Democratic ticket remains a work in progress with Gavin Newsom, Kamala Harris or AOC
Both former vice-president Kamala Harris and New York congresswoman Alexandria Ocasio-Cortez (AOC) have been in the news for all the wrong reasons. Harris’s presidential failure and AOC’s blunders in Bavaria last weekend are all the more meaningful as the two women generate 2028 hype, even being touted as a potential joint ticket. There has been some speculation that Harris will yet again vie for the presidency and AOC, currently 36 years old, will run as her VP. It’s a match made in progressive heaven – but one that many Washington watchers suggest is doomed to fail. And for good reason.
This past weekend, AOC made her first major international appearance at the Munich Security Conference. In a speech heavily critical of the Trump administration’s muscular foreign policy, AOC demonstrated “a complete lack of chops about international issues”, according to New York Democratic strategist Hank Sheinkopf. AOC’s gaffes included mistakenly positioning Venezuela below the equator and failing to answer convincingly about how the US might respond to a Chinese invasion of Taiwan. The four-term representative from Queens had hoped that her Zohran Mamdani-esque focus on affordability and other working-class concerns would gain traction with the world’s leading decision-makers. Instead, AOC merely confirmed, claims Sheinkopf, that “she’s not ready for prime time on the international stage”.

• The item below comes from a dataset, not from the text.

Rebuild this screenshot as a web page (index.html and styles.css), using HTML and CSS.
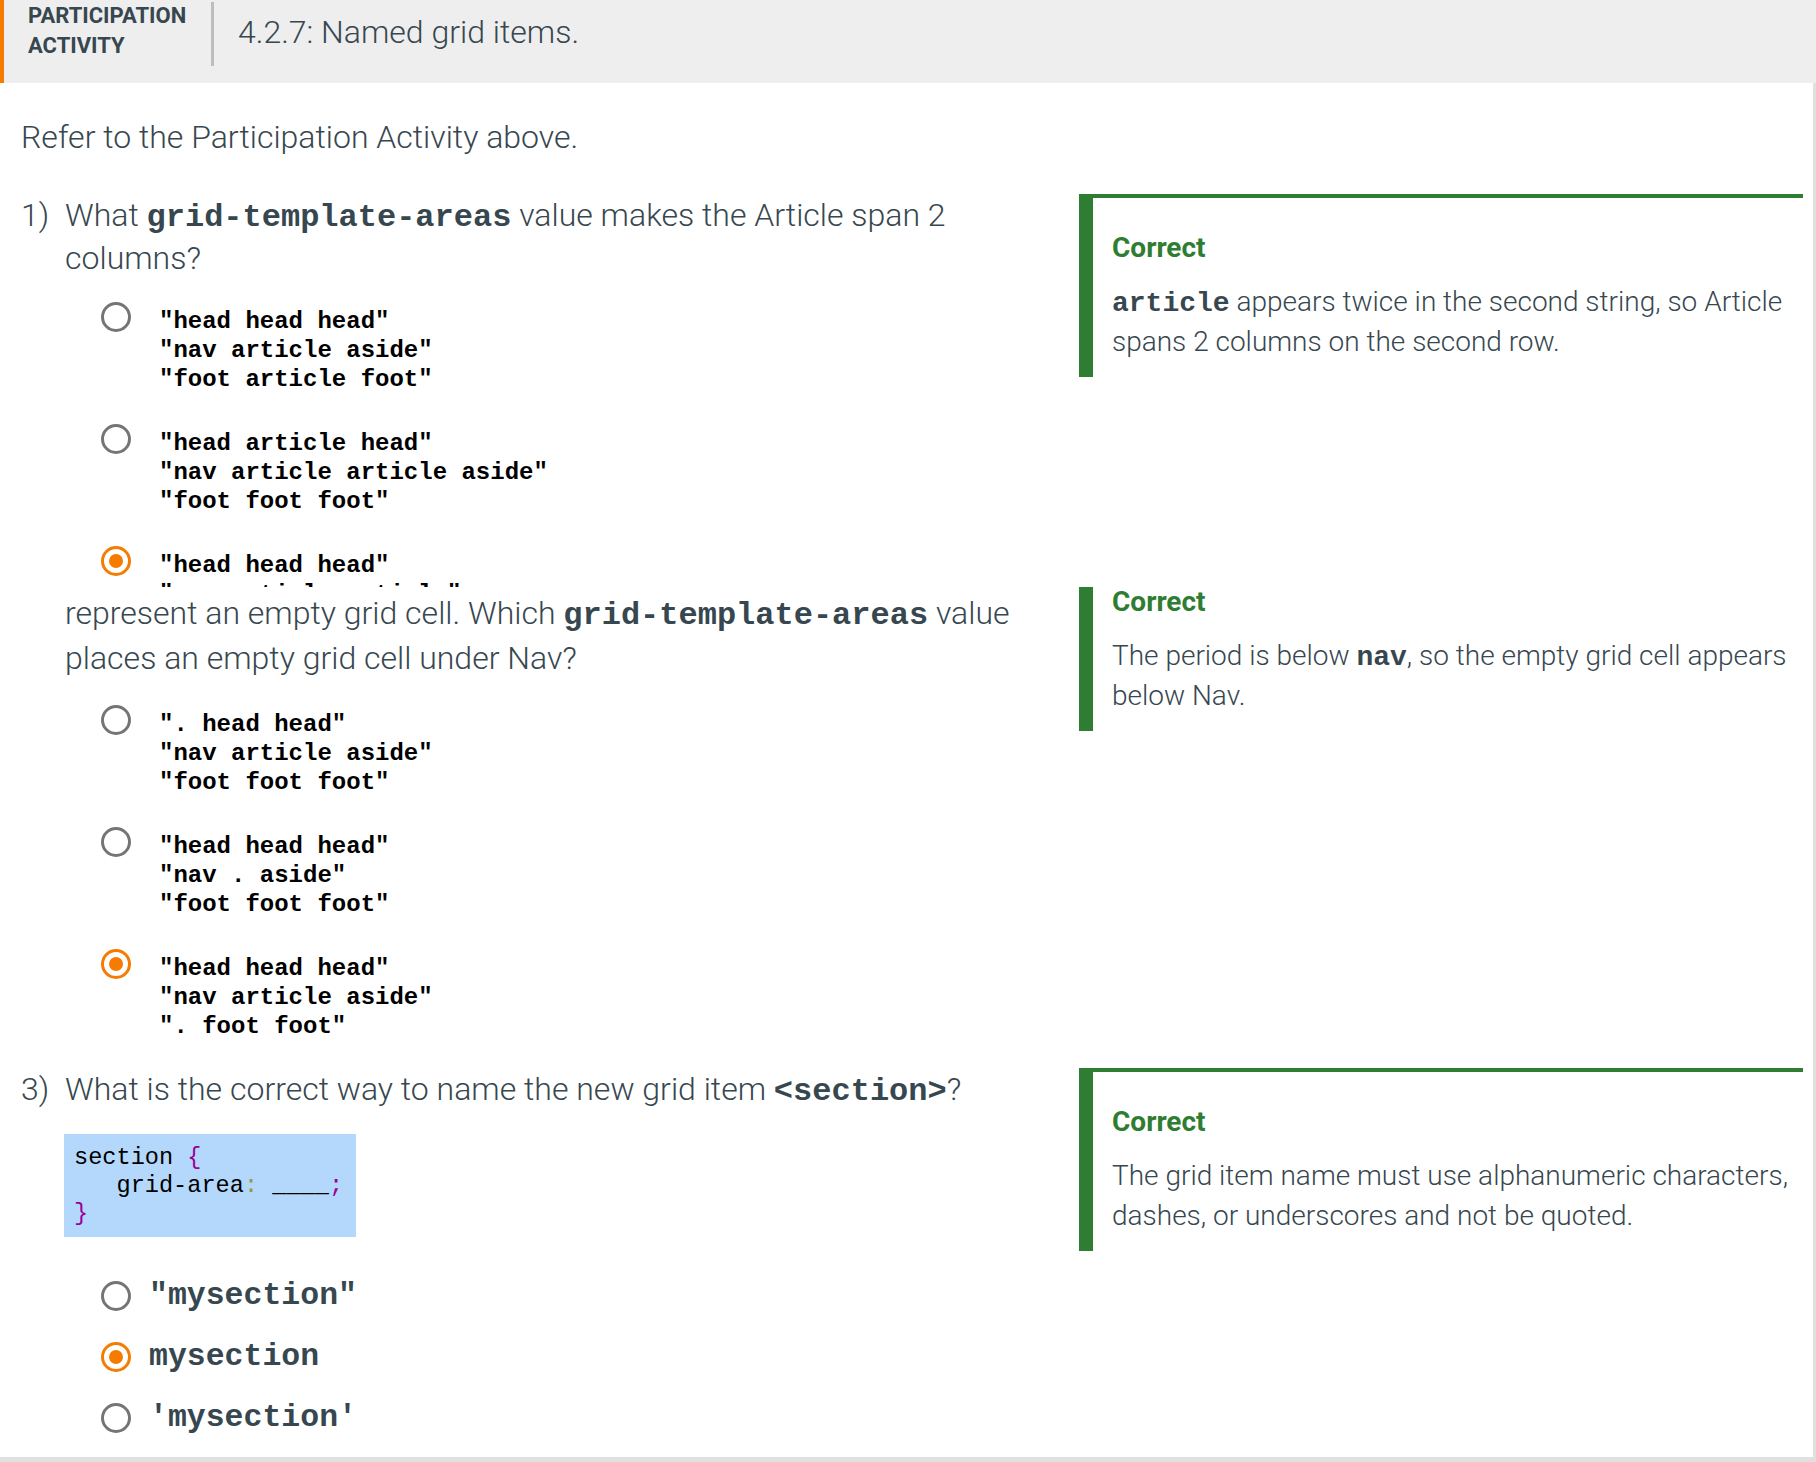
FILE: index.html
```html
<!DOCTYPE html>
<html lang="en">
<head>
<meta charset="utf-8">
<title>4.2.7: Named grid items.</title>
<link rel="stylesheet" href="styles.css">
</head>
<body>
<div class="page">
  <header class="pa-header">
    <div class="pa-label">PARTICIPATION<br>ACTIVITY</div>
    <div class="pa-sep"></div>
    <h1 class="pa-title">4.2.7: Named grid items.</h1>
  </header>
  <main class="content">
    <p class="intro">Refer to the Participation Activity above.</p>

    <section class="q-row q-row--first">
      <div class="q-main">
        <div class="q-text"><span class="q-num">1)</span><span class="q-body">What <code class="ic">grid-template-areas</code> value makes the Article span 2 columns?</span></div>
        <ul class="opts">
          <li class="opt"><span class="radio"></span><pre class="opt-code">"head head head"
"nav article aside"
"foot article foot"</pre></li>
          <li class="opt"><span class="radio"></span><pre class="opt-code">"head article head"
"nav article article aside"
"foot foot foot"</pre></li>
          <li class="opt"><span class="radio radio--on"></span><pre class="opt-code">"head head head"
"nav article article"
"foot foot foot"</pre></li>
        </ul>
      </div>
      <aside class="fb">
        <div class="fb-title">Correct</div>
        <p class="fb-text"><code class="fc">article</code> appears twice in the second string, so Article spans 2 columns on the second row.</p>
      </aside>
    </section>

    <section class="q-row q-row--cont">
      <div class="q-main">
        <div class="q-text"><span class="q-num"></span><span class="q-body">represent an empty grid cell. Which <code class="ic">grid-template-areas</code> value places an empty grid cell under Nav?</span></div>
        <ul class="opts opts--q2">
          <li class="opt"><span class="radio"></span><pre class="opt-code">". head head"
"nav article aside"
"foot foot foot"</pre></li>
          <li class="opt"><span class="radio"></span><pre class="opt-code">"head head head"
"nav . aside"
"foot foot foot"</pre></li>
          <li class="opt"><span class="radio radio--on"></span><pre class="opt-code">"head head head"
"nav article aside"
". foot foot"</pre></li>
        </ul>
      </div>
      <aside class="fb fb--cut">
        <div class="fb-title">Correct</div>
        <p class="fb-text">The period is below <code class="fc">nav</code>, so the empty grid cell appears below Nav.</p>
      </aside>
    </section>

    <section class="q-row q-row--last">
      <div class="q-main">
        <div class="q-text"><span class="q-num">3)</span><span class="q-body">What is the correct way to name the new grid item <code class="ic">&lt;section&gt;</code>?</span></div>
        <pre class="code-block">section <span class="tk-brace">{</span>
   grid-area<span class="tk-colon">:</span> ____<span class="tk-brace">;</span>
<span class="tk-brace">}</span></pre>
        <ul class="opts-lg">
          <li class="opt-lg"><span class="radio"></span><span class="opt-lg-text">"mysection"</span></li>
          <li class="opt-lg"><span class="radio radio--on"></span><span class="opt-lg-text">mysection</span></li>
          <li class="opt-lg"><span class="radio"></span><span class="opt-lg-text">'mysection'</span></li>
        </ul>
      </div>
      <aside class="fb">
        <div class="fb-title">Correct</div>
        <p class="fb-text">The grid item name must use alphanumeric characters, dashes, or underscores and not be quoted.</p>
      </aside>
    </section>
  </main>
</div>
</body>
</html>
```

FILE: styles.css
```css
* { box-sizing: border-box; }

html, body {
  margin: 0;
  padding: 0;
  background: #ffffff;
}

body {
  font-family: Roboto, "Liberation Sans", sans-serif;
  color: #37474f;
}

.page {
  width: 1816px;
  height: 1462px;
  overflow: hidden;
}

/* Header */
.pa-header {
  display: flex;
  align-items: flex-start;
  height: 83px;
  background: #eeeeee;
  border-left: 4px solid #f57c00;
}

.pa-label {
  flex-shrink: 0;
  width: 183px;
  margin: 1px 0 0 24px;
  font-weight: 700;
  font-size: 22px;
  line-height: 30px;
  color: #37474f;
}

.pa-sep {
  flex-shrink: 0;
  width: 3px;
  height: 64px;
  margin-top: 2px;
  background: #bdbdbd;
}

.pa-title {
  margin: 0 0 0 24px;
  font-family: "Roboto Light", Roboto, sans-serif;
  font-weight: 300;
  font-size: 32px;
  line-height: 64px;
  color: #37474f;
}

/* Content */
.content {
  height: 1379px;
  padding: 33px 10px 0 21px;
  border-right: 3px solid #e0e0e0;
  border-bottom: 5px solid #e0e0e0;
}

.intro {
  margin: 0 0 36px;
  font-family: "Roboto Light", Roboto, sans-serif;
  font-weight: 300;
  font-size: 32px;
  line-height: 42px;
}

.q-row {
  display: grid;
  grid-template-columns: 1fr 724px;
  column-gap: 40px;
  align-items: start;
}

.q-row--first {
  height: 393px;
  overflow: hidden;
}

.q-row--cont {
  overflow: hidden;
}

.q-row--cont .q-main {
  padding-top: 4px;
}

.q-row--last {
  margin-top: 27px;
}

.q-text {
  display: flex;
  font-family: "Roboto Light", Roboto, sans-serif;
  font-weight: 300;
  font-size: 32px;
  line-height: 43px;
}

.q-row--cont .q-text {
  line-height: 45px;
}

.q-num {
  flex-shrink: 0;
  width: 44px;
}

.ic {
  font-family: "Liberation Mono", monospace;
  font-weight: 700;
  font-size: 32px;
  line-height: 1;
  color: #37474f;
}

/* Options with multi-line code */
.opts {
  list-style: none;
  margin: 22px 0 0 80px;
  padding: 0;
}

.opts--q2 {
  margin-top: 24px;
}

.opt {
  display: flex;
  align-items: flex-start;
  margin-bottom: 30px;
}

.opt:last-child {
  margin-bottom: 0;
}

.opt-code {
  margin: 0 0 0 28px;
  padding-top: 5px;
  font-family: "Liberation Mono", monospace;
  font-weight: 700;
  font-size: 24px;
  line-height: 29px;
  color: #000000;
}

/* Radios */
.radio {
  flex-shrink: 0;
  display: flex;
  align-items: center;
  justify-content: center;
  width: 30px;
  height: 30px;
  border: 3px solid #757575;
  border-radius: 50%;
  background: #ffffff;
}

.radio--on {
  border-color: #f57c00;
}

.radio--on::after {
  content: "";
  width: 14px;
  height: 14px;
  border-radius: 50%;
  background: #f57c00;
}

/* Code block */
.code-block {
  width: fit-content;
  margin: 23px 0 0 43px;
  padding: 10px 13px 9px 10px;
  background: #b4d8fb;
  font-family: "Liberation Mono", monospace;
  font-size: 23.6px;
  line-height: 28px;
  color: #000000;
}

.tk-brace { color: #990099; }
.tk-colon { color: #999933; }

/* Large single-line options */
.opts-lg {
  list-style: none;
  margin: 28px 0 0 80px;
  padding: 0;
}

.opt-lg {
  display: flex;
  align-items: center;
  height: 61px;
}

.opt-lg-text {
  margin-left: 18px;
  font-family: "Liberation Mono", monospace;
  font-weight: 700;
  font-size: 31.5px;
  color: #37474f;
}

/* Feedback */
.fb {
  border-left: 14px solid #2e7d32;
  border-top: 4px solid #2e7d32;
  padding: 32px 2px 15px 19px;
}

.fb--cut {
  border-top: 0;
  padding-top: 0;
}

.fb--cut .fb-title {
  margin-top: -3px;
}

.fb-title {
  font-weight: 700;
  font-size: 28px;
  line-height: 36px;
  color: #2e7d32;
}

.fb-text {
  margin: 16px 0 0;
  font-family: "Roboto Light", Roboto, sans-serif;
  font-weight: 300;
  font-size: 28px;
  line-height: 40px;
  color: #37474f;
}

.fc {
  font-family: "Liberation Mono", monospace;
  font-weight: 700;
  font-size: 28px;
  line-height: 1;
  color: #37474f;
}
```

AOC’s showing in Germany comes just as Harris – also criticised for her lack of foreign-policy experience – begins to reposition herself on the US political stage. This month, Harris relaunched her dormant social-media accounts as “an online organising project for next-generation campaigning”. The rebrand was a welcome dose of good-ish news for Harris, who was lambasted in January as she crisscrossed the American South promoting her 2024 campaign memoir, 107 Days, while courting African-American supporters. Though black people – her most crucial voting block – continue to display loyalty, influential Democratic donors insist (albeit anonymously), “Kamala hasn’t accepted [that] she’s not running yet.”
Both women are dependent on a declining popularity base to boost their credibility, meaning that they could actually weaken rather than aid one another. Donald Trump gained ballots across traditional Democratic demographics, such as Latinos, women, young people and African-Americans when he stood against Harris in 2024. These are the exact same cohorts that AOC has relied on for her own congressional support. Also worrisome is that AOC’s Munich moment was rife with the type of infelicities that have long plagued Harris – her infamous penchant for “word salad” – making it another potentially disastrous double whammy for the duo. The Democrats’ history of recycling failing candidates (think Hillary Clinton) has to be abandoned.
So who, then, might make more sense for the Dems in 2028? Though wins by socialist-leaning Democratic mayoral candidates in New York and Seattle last year suggest that the party’s fringe is flying, the US has traditionally opted for moderates. California’s governor, Gavin Newsom, initially comes to mind and he too was in Munich over the weekend to promote his internationalist bona fides.
But having “run” for the presidency now for almost a decade, Newsom already feels stale and past his expiration date. He might have taken on Trump on the immigration front and reversed his views around culture-war flashpoints but despite his classic good looks, Newsom simply lacks sex appeal. His prostrating to Trump following the Los Angeles wildfires last year proved that he’s more mush than muscle, while his recent book, Young Man in a Hurry: A Memoir of Discovery, barely caused a ripple among the media or party stalwarts.
A better bet would be a Pennsylvania double-punch pairing: Democratic governor Josh Shapiro and senator John Fetterman. Though their ticket would be complicated by their vocal support for Israel, each has demonstrated a level of verbal and moral clarity that voters now crave. True, both Shapiro and Fetterman are white men in a party consumed by optics and identity politics. But progressive politicking can only result in progress if its politicians actually get elected. Though the pair have famously been frosty to one another, Fetterman’s hardscrabble, working-class Pennsylvania roots complement Shapiro’s more urbane sophistication. Pennsylvania is also the type of must-win battleground state that Harris failed to capture. Fetterman and Shapiro will have to move on from their current frostiness but in a country that has elected Trump twice, the improbable feels increasingly probable.
David Kaufman is a New York-based journalist.